Amidst the first page, Wollstonecraft takes on the position that writers such as Rousseau and Dr. Gregory, that touched on topics that dealt with female education and manners has caused women to be further seen as fragile beings, or in her words “artificial, weak characters” (134). Her choice of word, artificial, stood as extremely significant because it exemplified this idea of fake, plastic, and just completely unnatural. The struggle that women face to reach this perfect beauty is rather unnatural, taking steps toward an “artificial” being. Her decision to announce her disapproval towards certain writings only after she analyzes whether her objections “extends to the whole purport of those books” (134), illustrates her use of reason which ties in with her previous claim that women have minds that, too, can attain habits of virtues.

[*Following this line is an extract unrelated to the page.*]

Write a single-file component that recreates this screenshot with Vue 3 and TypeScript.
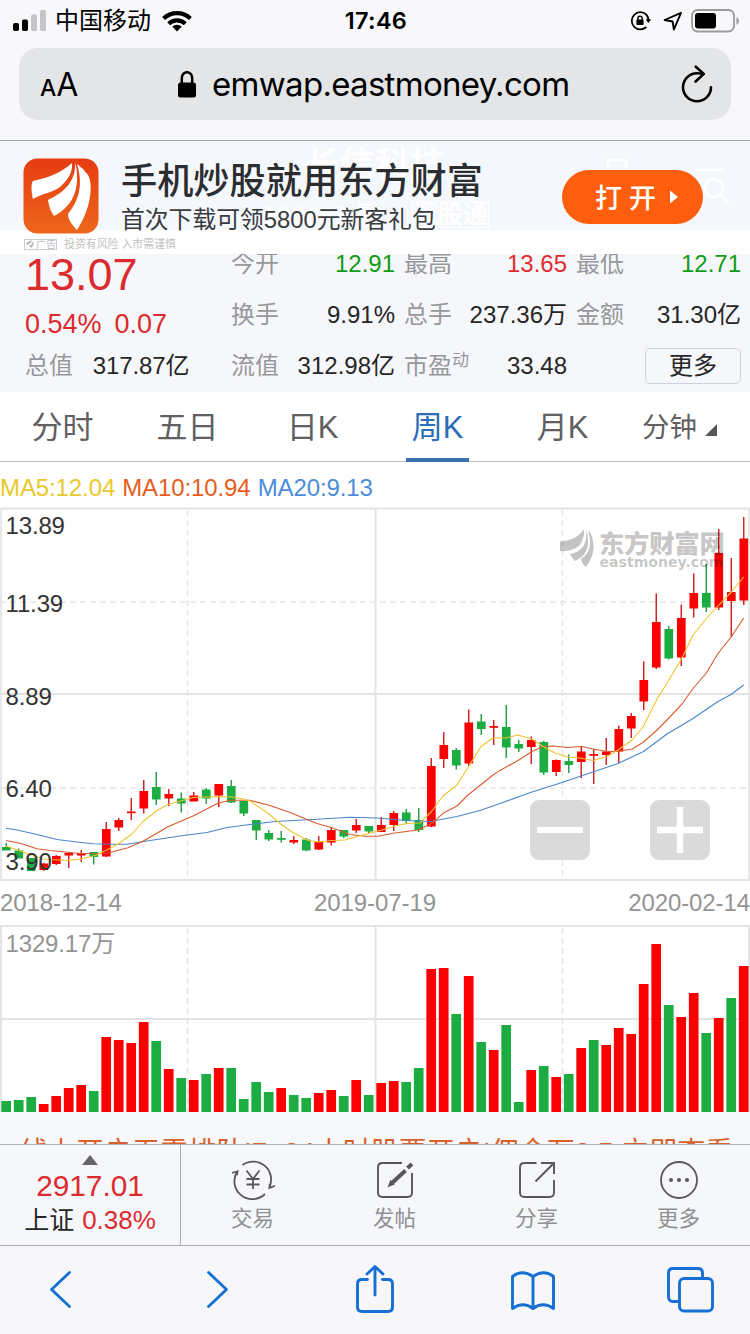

However, she plays devil’s advocate before she refutes the claim to further strengthen her position on the equality of men and women aside from the balance between the two. This short paragraph, supporting Rousseau, touches upon the balance between man and woman when they bind as one through marriage and how there lies some sense in the man standing as the foundation of the relationship and the women as the delicacy. That is if men could reach a “degree of perfection of mind when his body arrived at maturity” (135). Except, men don’t typically reach that perfection of mind and are actual children within the bodies of men. Thus, nullifying his claim of balance between the sex’s attributes.